*EXERCISE GOAL*. Set down every entry again word for word, please, but skip the pictures.

========================================

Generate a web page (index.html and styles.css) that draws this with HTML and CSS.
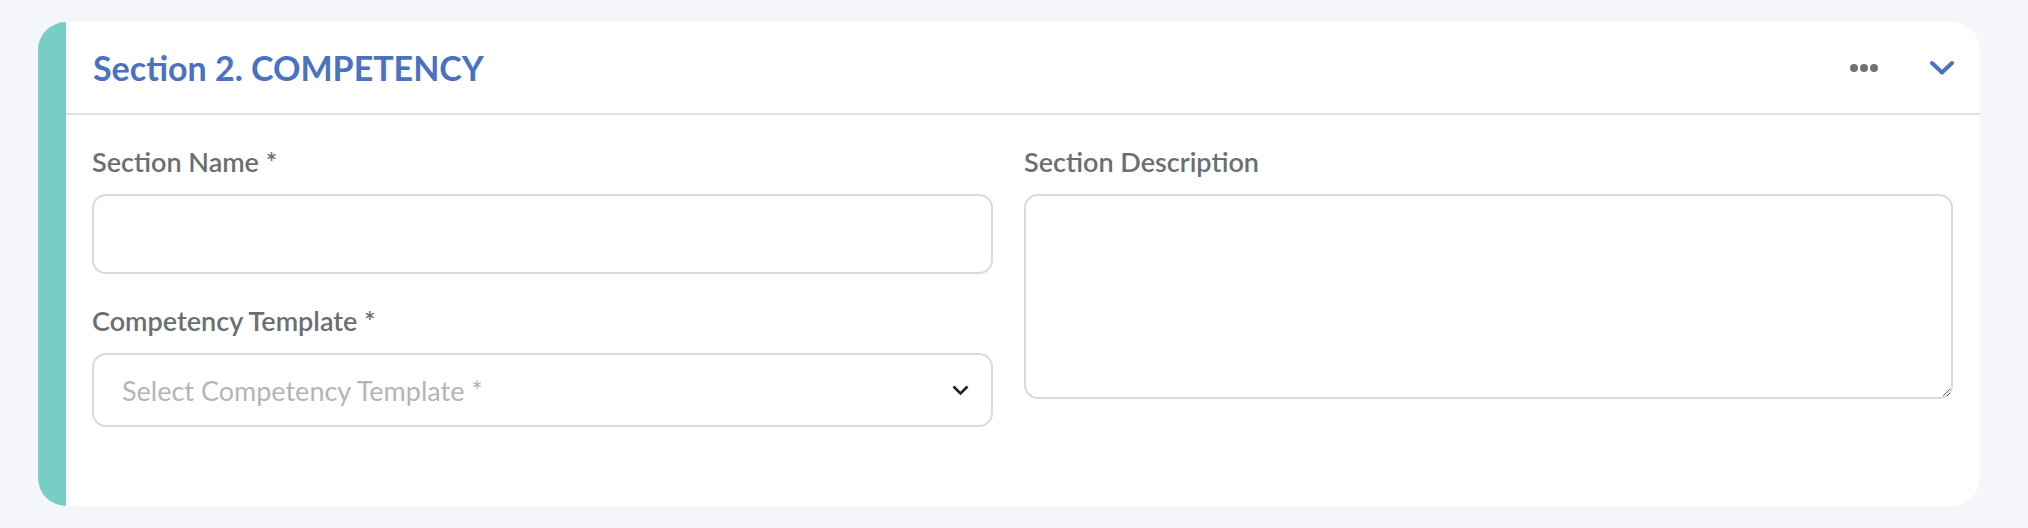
FILE: index.html
```html
<!DOCTYPE html>
<html lang="en">
<head>
<meta charset="utf-8">
<title>Section 2. COMPETENCY</title>
<link rel="stylesheet" href="styles.css">
</head>
<body>
<div class="page">
  <section class="card">
    <header class="card-header">
      <h2 class="card-title">Section 2. COMPETENCY</h2>
      <div class="card-actions">
        <button class="icon-btn" type="button" aria-label="More">
          <svg width="28" height="8" viewBox="0 0 28 8"><circle cx="4" cy="4" r="4" fill="#6f7378"/><circle cx="14" cy="4" r="4" fill="#6f7378"/><circle cx="24" cy="4" r="4" fill="#6f7378"/></svg>
        </button>
        <button class="icon-btn" type="button" aria-label="Collapse">
          <svg width="26" height="16" viewBox="0 0 26 16"><path d="M3 3 L13 12.5 L23 3" fill="none" stroke="#4a72c0" stroke-width="4" stroke-linecap="round" stroke-linejoin="round"/></svg>
        </button>
      </div>
    </header>
    <div class="card-body">
      <div class="col">
        <div class="field">
          <label class="field-label">Section Name *</label>
          <input class="input" type="text">
        </div>
        <div class="field">
          <label class="field-label">Competency Template *</label>
          <div class="select">
            <span class="select-placeholder">Select Competency Template *</span>
            <svg width="17" height="10" viewBox="0 0 17 10"><path d="M1.5 1.5 L8.5 8.5 L15.5 1.5" fill="none" stroke="#222" stroke-width="2.6"/></svg>
          </div>
        </div>
      </div>
      <div class="col">
        <div class="field">
          <label class="field-label">Section Description</label>
          <textarea class="textarea"></textarea>
        </div>
      </div>
    </div>
  </section>
</div>
</body>
</html>
```
FILE: styles.css
```css
html, body {
  margin: 0;
}
body {
  background: #f5f6fa;
  font-family: Lato, "Liberation Sans", sans-serif;
}
.page {
  padding: 22px 48px 22px 38px;
}
.card {
  background: #fff;
  border-left: 28px solid #78cdc6;
  border-radius: 28px;
}
.card-header {
  height: 91px;
  display: flex;
  align-items: center;
  justify-content: space-between;
  padding: 0 25px 0 27px;
  border-bottom: 2px solid #dfe3e8;
}
.card-title {
  margin: 0;
  font-size: 34px;
  font-weight: 700;
  line-height: 1;
  color: #4a72c0;
}
.card-actions {
  display: flex;
  align-items: center;
  gap: 51px;
}
.icon-btn {
  background: none;
  border: 0;
  padding: 0;
  display: flex;
  cursor: pointer;
}
.card-body {
  display: grid;
  grid-template-columns: 901fr 929fr;
  column-gap: 31px;
  padding: 29px 27px 79px 26px;
}
.field {
  display: flex;
  flex-direction: column;
}
.field + .field {
  margin-top: 29px;
}
.field-label {
  font-size: 27px;
  font-weight: 600;
  line-height: 36px;
  color: #6a6f74;
  margin-bottom: 14px;
}
.input,
.select,
.textarea {
  box-sizing: border-box;
  border: 2px solid #d6dbde;
  border-radius: 14px;
  background: #fff;
  font: inherit;
  outline: none;
}
.input {
  height: 80px;
}
.select {
  height: 74px;
  display: flex;
  align-items: center;
  justify-content: space-between;
  padding: 0 22px 0 28px;
}
.select-placeholder {
  font-size: 27px;
  font-weight: 400;
  color: #b2b5b9;
}
.textarea {
  display: block;
  width: 100%;
  height: 205px;
  resize: vertical;
}
```
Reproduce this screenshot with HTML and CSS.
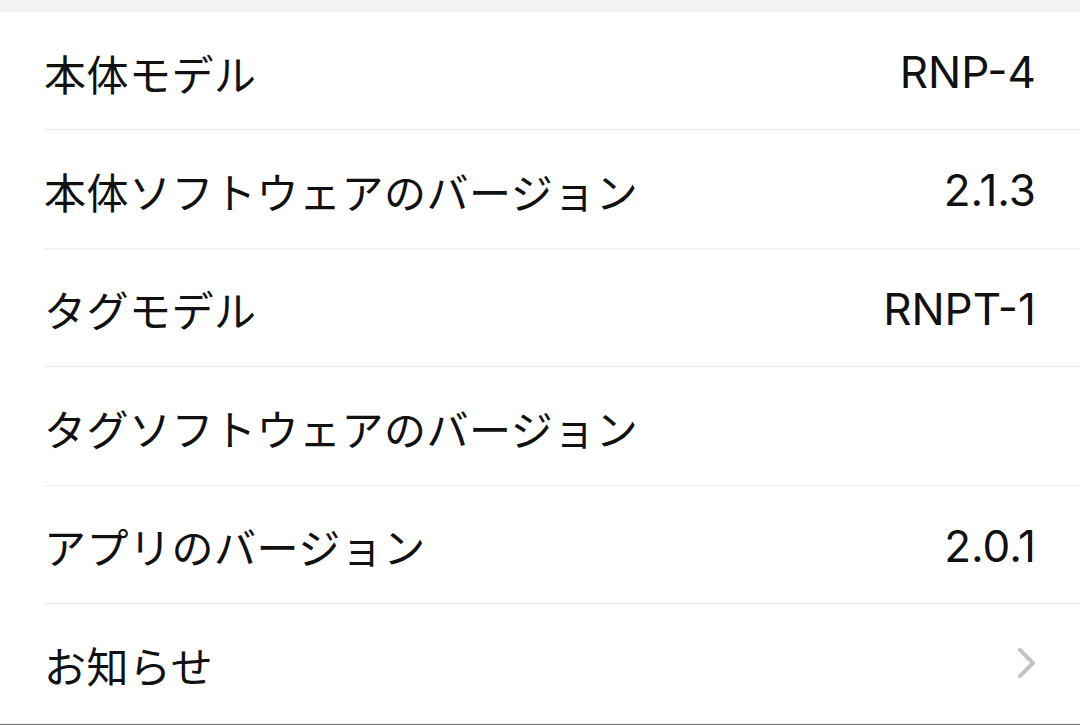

========================================

*RESPONSE BELOW*.
Generate a web page (index.html and styles.css) that draws this with HTML and CSS.
FILE: index.html
```html
<!DOCTYPE html>
<html lang="en">
<head>
<meta charset="utf-8">
<title>Section 2. COMPETENCY</title>
<link rel="stylesheet" href="styles.css">
</head>
<body>
<div class="page">
  <section class="card">
    <header class="card-header">
      <h2 class="card-title">Section 2. COMPETENCY</h2>
      <div class="card-actions">
        <button class="icon-btn" type="button" aria-label="More">
          <svg width="28" height="8" viewBox="0 0 28 8"><circle cx="4" cy="4" r="4" fill="#6f7378"/><circle cx="14" cy="4" r="4" fill="#6f7378"/><circle cx="24" cy="4" r="4" fill="#6f7378"/></svg>
        </button>
        <button class="icon-btn" type="button" aria-label="Collapse">
          <svg width="26" height="16" viewBox="0 0 26 16"><path d="M3 3 L13 12.5 L23 3" fill="none" stroke="#4a72c0" stroke-width="4" stroke-linecap="round" stroke-linejoin="round"/></svg>
        </button>
      </div>
    </header>
    <div class="card-body">
      <div class="col">
        <div class="field">
          <label class="field-label">Section Name *</label>
          <input class="input" type="text">
        </div>
        <div class="field">
          <label class="field-label">Competency Template *</label>
          <div class="select">
            <span class="select-placeholder">Select Competency Template *</span>
            <svg width="17" height="10" viewBox="0 0 17 10"><path d="M1.5 1.5 L8.5 8.5 L15.5 1.5" fill="none" stroke="#222" stroke-width="2.6"/></svg>
          </div>
        </div>
      </div>
      <div class="col">
        <div class="field">
          <label class="field-label">Section Description</label>
          <textarea class="textarea"></textarea>
        </div>
      </div>
    </div>
  </section>
</div>
</body>
</html>
```
FILE: styles.css
```css
html, body {
  margin: 0;
}
body {
  background: #f5f6fa;
  font-family: Lato, "Liberation Sans", sans-serif;
}
.page {
  padding: 22px 48px 22px 38px;
}
.card {
  background: #fff;
  border-left: 28px solid #78cdc6;
  border-radius: 28px;
}
.card-header {
  height: 91px;
  display: flex;
  align-items: center;
  justify-content: space-between;
  padding: 0 25px 0 27px;
  border-bottom: 2px solid #dfe3e8;
}
.card-title {
  margin: 0;
  font-size: 34px;
  font-weight: 700;
  line-height: 1;
  color: #4a72c0;
}
.card-actions {
  display: flex;
  align-items: center;
  gap: 51px;
}
.icon-btn {
  background: none;
  border: 0;
  padding: 0;
  display: flex;
  cursor: pointer;
}
.card-body {
  display: grid;
  grid-template-columns: 901fr 929fr;
  column-gap: 31px;
  padding: 29px 27px 79px 26px;
}
.field {
  display: flex;
  flex-direction: column;
}
.field + .field {
  margin-top: 29px;
}
.field-label {
  font-size: 27px;
  font-weight: 600;
  line-height: 36px;
  color: #6a6f74;
  margin-bottom: 14px;
}
.input,
.select,
.textarea {
  box-sizing: border-box;
  border: 2px solid #d6dbde;
  border-radius: 14px;
  background: #fff;
  font: inherit;
  outline: none;
}
.input {
  height: 80px;
}
.select {
  height: 74px;
  display: flex;
  align-items: center;
  justify-content: space-between;
  padding: 0 22px 0 28px;
}
.select-placeholder {
  font-size: 27px;
  font-weight: 400;
  color: #b2b5b9;
}
.textarea {
  display: block;
  width: 100%;
  height: 205px;
  resize: vertical;
}
```
Reproduce this screenshot with HTML and CSS.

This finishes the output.